----- EXERCISE MATERIAL -----

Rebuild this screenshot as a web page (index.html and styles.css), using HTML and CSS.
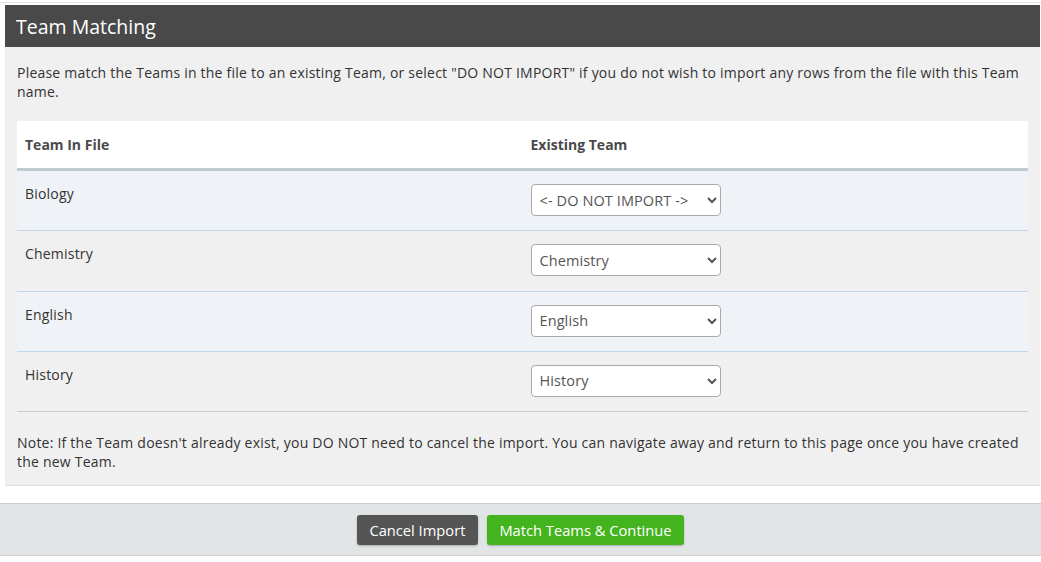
FILE: index.html
```html
<!DOCTYPE html>
<html>
<head>
<meta charset="utf-8">
<link rel="stylesheet" href="styles.css">
</head>
<body>
<div class="topline"></div>
<div class="panel">
  <div class="panel-head">Team Matching</div>
  <div class="panel-body">
    <p class="intro">Please match the Teams in the file to an existing Team, or select "DO NOT IMPORT" if you do not wish to import any rows from the file with this Team name.</p>
    <table class="grid">
      <thead>
        <tr><th>Team In File</th><th>Existing Team</th></tr>
      </thead>
      <tbody>
        <tr class="alt"><td>Biology</td><td><select class="pick"><option>&lt;- DO NOT IMPORT -&gt;</option></select></td></tr>
        <tr><td>Chemistry</td><td><select class="pick"><option>Chemistry</option></select></td></tr>
        <tr class="alt"><td>English</td><td><select class="pick"><option>English</option></select></td></tr>
        <tr class="last"><td>History</td><td><select class="pick"><option>History</option></select></td></tr>
      </tbody>
    </table>
    <p class="note">Note: If the Team doesn't already exist, you DO NOT need to cancel the import. You can navigate away and return to this page once you have created the new Team.</p>
  </div>
</div>
<div class="footer">
  <button class="btn btn-dark">Cancel Import</button>
  <button class="btn btn-green">Match Teams &amp; Continue</button>
</div>
</body>
</html>
```
FILE: styles.css
```css
html, body {
  margin: 0;
  padding: 0;
  background: #ffffff;
  font-family: "Open Sans", "Noto Sans", sans-serif;
  color: #333333;
}
.topline {
  margin-top: 2px;
  height: 1px;
  background: #e0e0e0;
}
.panel {
  margin: 2px 1px 0 5px;
}
.panel-head {
  height: 42px;
  line-height: 43px;
  background: #494949;
  color: #ffffff;
  font-size: 19.5px;
  padding: 0 11px;
}
.panel-body {
  background: #f0f0f0;
  padding: 16px 12px 14px;
  border-bottom: 1px solid #dcdcdc;
}
.intro, .note {
  margin: 0;
  font-size: 14px;
  letter-spacing: 0.22px;
  line-height: 19px;
  color: #333333;
}
.grid {
  width: 100%;
  border-collapse: collapse;
  margin: 20px 0 21px;
  font-size: 14px;
}
.grid th {
  background: #ffffff;
  text-align: left;
  font-weight: bold;
  color: #4a4a4a;
  padding: 12px 8px;
  line-height: 23px;
  width: 50%;
  border-bottom: 3px solid #c0cad0;
}
.grid td {
  vertical-align: top;
  padding: 13px 8px 14.25px;
  line-height: 20px;
  letter-spacing: 0.2px;
  color: #333333;
  border-bottom: 1px solid #c3d6ea;
}
.grid tr.alt td {
  background: #eff3f7;
}
.grid tr.last td {
  border-bottom-color: #cccccc;
}
.pick {
  display: block;
  width: 190px;
  height: 32px;
  border: 1px solid #a9a9a9;
  border-radius: 4px;
  background: #ffffff;
  font-family: "Open Sans", "Noto Sans", sans-serif;
  font-size: 14.5px;
  letter-spacing: 0.1px;
  color: #555555;
  padding: 0 4px;
}
.footer {
  margin-top: 17px;
  background: #e2e5e6;
  border-top: 1px solid #cdcdcd;
  border-bottom: 1px solid #cdcdcd;
  padding: 11px 0 10px;
  display: flex;
  justify-content: center;
  gap: 9px;
}
.btn {
  height: 30px;
  border: none;
  border-radius: 3px;
  color: #ffffff;
  font-family: "Open Sans", "Noto Sans", sans-serif;
  font-size: 14.7px;
  padding: 0 12.5px;
  box-shadow: 0 1px 2px rgba(0,0,0,0.25);
}
.btn-dark {
  background: #555555;
}
.btn-green {
  background: #44b41e;
}
```
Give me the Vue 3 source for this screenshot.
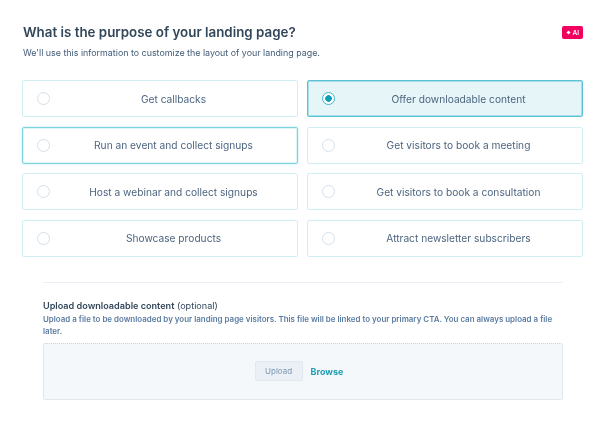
<template>
  <div class="page">
    <div class="header">
      <h1 class="title">What is the purpose of your landing page?</h1>
      <span class="ai-badge"><i class="spark" />AI</span>
    </div>
    <p class="subtitle">We'll use this information to customize the layout of your landing page.</p>

    <div class="options">
      <div
        v-for="opt in options"
        :key="opt.label"
        class="option"
        :class="{ selected: opt.label === selected, hovered: opt.hovered }"
      >
        <span class="radio" />
        <span class="option-label">{{ opt.label }}</span>
      </div>
    </div>

    <div class="upload-section">
      <div class="upload-title"><b>Upload downloadable content</b> (optional)</div>
      <p class="upload-help">
        Upload a file to be downloaded by your landing page visitors. This file will be linked to your primary CTA. You can always upload a file later.
      </p>
      <div class="dropzone">
        <button class="upload-btn">Upload</button>
        <a class="browse">Browse</a>
      </div>
    </div>
  </div>
</template>

<script setup>
const selected = 'Offer downloadable content'

const options = [
  { label: 'Get callbacks' },
  { label: 'Offer downloadable content' },
  { label: 'Run an event and collect signups', hovered: true },
  { label: 'Get visitors to book a meeting' },
  { label: 'Host a webinar and collect signups' },
  { label: 'Get visitors to book a consultation' },
  { label: 'Showcase products' },
  { label: 'Attract newsletter subscribers' }
]
</script>

<style>
html, body {
  background: #fff;
}
</style>

<style scoped>
.page {
  width: 605px;
  height: 428px;
  box-sizing: border-box;
  padding: 23px 22px 0;
  font-family: Inter, "Noto Sans", sans-serif;
  color: #33475b;
  overflow: hidden;
  /* the reference is a slightly soft, upscaled capture */
  filter: blur(0.35px);
}

.header {
  display: flex;
  justify-content: space-between;
  align-items: center;
  padding-left: 1px;
}

.title {
  margin: 0;
  font-size: 13.35px;
  line-height: 18px;
  font-weight: 600;
}

.ai-badge {
  display: flex;
  align-items: center;
  gap: 2px;
  height: 13px;
  padding: 0 4px 0 5px;
  margin-top: 1px;
  border-radius: 2px;
  background: #f2005e;
  color: #fff;
  font-size: 6.5px;
  font-weight: 600;
}

.spark {
  width: 3px;
  height: 3px;
  background: #fff;
  transform: rotate(45deg);
}

.subtitle {
  margin: 5px 0 0 1px;
  font-size: 8.9px;
  line-height: 14px;
  color: #425b76;
}

.options {
  display: grid;
  grid-template-columns: 276px 276px;
  grid-auto-rows: 37px;
  column-gap: 9px;
  row-gap: 9.67px;
  margin-top: 20px;
}

.option {
  display: flex;
  align-items: center;
  box-sizing: border-box;
  padding-left: 14px;
  border: 1px solid #cfeff4;
  border-radius: 2px;
  background: #fff;
}

.option.hovered {
  border-color: #7fd3df;
  box-shadow: 0 0 3px rgba(127, 211, 223, 0.5), inset 0 0 0 1px rgba(127, 211, 223, 0.25);
}

.option.selected {
  border-color: #5cc3d4;
  background: #e5f5f8;
  box-shadow: inset 0 0 0 1px rgba(92, 195, 212, 0.45);
}

.radio {
  flex: none;
  box-sizing: border-box;
  width: 13px;
  height: 13px;
  border: 1px solid #d5dfe9;
  border-radius: 50%;
  background: #fff;
}

.selected .radio {
  border: 1.5px solid #3fb8cc;
  background: radial-gradient(circle, #0f9fb8 0 3px, #fff 3.5px);
}

.option-label {
  flex: 1;
  text-align: center;
  font-size: 10.2px;
  color: #4d6580;
}

.upload-section {
  margin: 25px 20px 0 21px;
  padding-top: 16px;
  border-top: 1px solid #eaf0f6;
}

.upload-title {
  font-size: 9.1px;
  line-height: 13px;
}

.upload-title b {
  font-weight: 600;
}

.upload-help {
  margin: 1px 0 0;
  font-size: 7.95px;
  line-height: 12px;
  font-weight: 600;
  color: #5a7ba0;
}

.dropzone {
  display: flex;
  justify-content: center;
  align-items: center;
  gap: 8px;
  box-sizing: border-box;
  height: 57px;
  margin-top: 6px;
  padding-right: 8px;
  border: 1px dotted #cbd6e2;
  border-radius: 2px;
  background: #f5f8fa;
}

.upload-btn {
  width: 48px;
  height: 20px;
  padding: 0;
  border: 1px solid #e1e8f0;
  border-radius: 2px;
  background: #eaf0f6;
  font-family: inherit;
  font-size: 8px;
  color: #7c98b6;
}

.browse {
  font-size: 9px;
  font-weight: 700;
  color: #1f9fb5;
}
</style>
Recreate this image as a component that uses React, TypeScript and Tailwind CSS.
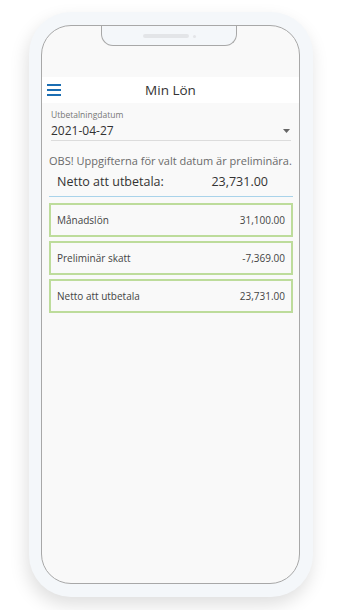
import React from 'react';

const rows = [
  { label: 'Månadslön', value: '31,100.00' },
  { label: 'Preliminär skatt', value: '-7,369.00' },
  { label: 'Netto att utbetala', value: '23,731.00' },
];

export default function App() {
  return (
    <div className="w-[342px] h-[610px] bg-white overflow-hidden" style={{ fontFamily: '"Open Sans", "Noto Sans", sans-serif' }}>
      <div className="ml-[29px] mt-[12px] w-[284px] h-[585px] rounded-[42px] bg-[#f4f7fa] pl-[12px] pr-[13px] pt-[13px] pb-[13px] shadow-[-2px_8px_18px_rgba(0,0,0,0.13)]">
        <div className="relative h-full rounded-[30px] border border-[#a8a8a8] bg-[#f9f9f9] overflow-hidden flex flex-col">
          {/* notch */}
          <div className="absolute left-[59px] top-[-1px] w-[136px] h-[21px] bg-[#f4f7fa] border border-t-0 border-[#a8a8a8] rounded-b-[12px] flex items-center justify-center gap-[4px] pt-[2px]">
            <div className="w-[46px] h-[4px] rounded-full bg-[#e3e5e8]" />
            <div className="w-[3px] h-[3px] rounded-full bg-[#e3e5e8]" />
          </div>

          <div className="h-[51px] shrink-0" />

          {/* header */}
          <div className="h-[26px] shrink-0 bg-white flex items-center">
            <div className="ml-[5px] w-[14px] flex flex-col gap-[3px]">
              <div className="h-[2px] bg-[#1b6eb3]" />
              <div className="h-[2px] bg-[#1b6eb3]" />
              <div className="h-[2px] bg-[#1b6eb3]" />
            </div>
            <div className="flex-1 text-center text-[13.5px] text-[#333]">Min Lön</div>
            <div className="w-[19px]" />
          </div>

          <div className="pl-[7px] pr-[6px] pt-[6px]">
            <div className="mx-[2px]">
              <div className="text-[8.5px] leading-[12px] text-[#777]">Utbetalningdatum</div>
              <div className="h-[20px] flex items-center justify-between border-b border-[#dcdcdc]">
                <span className="text-[12px] text-[#333]">2021-04-27</span>
                <svg width="7" height="4" viewBox="0 0 7 4" className="mr-[1px]">
                  <path d="M0 0H7L3.5 4Z" fill="#666" />
                </svg>
              </div>
            </div>

            <div className="mt-[12px] text-[11px] leading-[16px] text-[#6a6a6a] whitespace-nowrap">
              OBS! Uppgifterna för valt datum är preliminära.
            </div>

            <div className="h-[28px] flex items-center justify-between pl-[8px] pr-[25px] border-b border-[#a9d3ea]">
              <span className="text-[12.5px] text-[#333]">Netto att utbetala:</span>
              <span className="text-[12.5px] text-[#333]">23,731.00</span>
            </div>

            <div className="mt-[6px] flex flex-col gap-[4px]">
              {rows.map((r) => (
                <div key={r.label} className="h-[34px] border-2 border-[#bddc9b] flex items-center justify-between pl-[6px] pr-[6px]">
                  <span className="text-[10px] text-[#444]">{r.label}</span>
                  <span className="text-[10px] text-[#444]">{r.value}</span>
                </div>
              ))}
            </div>
          </div>
        </div>
      </div>
    </div>
  );
}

-----

WHAT YOU HAVE TO DO: Nothing but the lines from the one with "Give me the Vue 3 source for this screenshot." down to the one with "your landing page.</p>" should be printed, both of them included. Leave out the pictures.

REPLY:
Give me the Vue 3 source for this screenshot.
<template>
  <div class="page">
    <div class="header">
      <h1 class="title">What is the purpose of your landing page?</h1>
      <span class="ai-badge"><i class="spark" />AI</span>
    </div>
    <p class="subtitle">We'll use this information to customize the layout of your landing page.</p>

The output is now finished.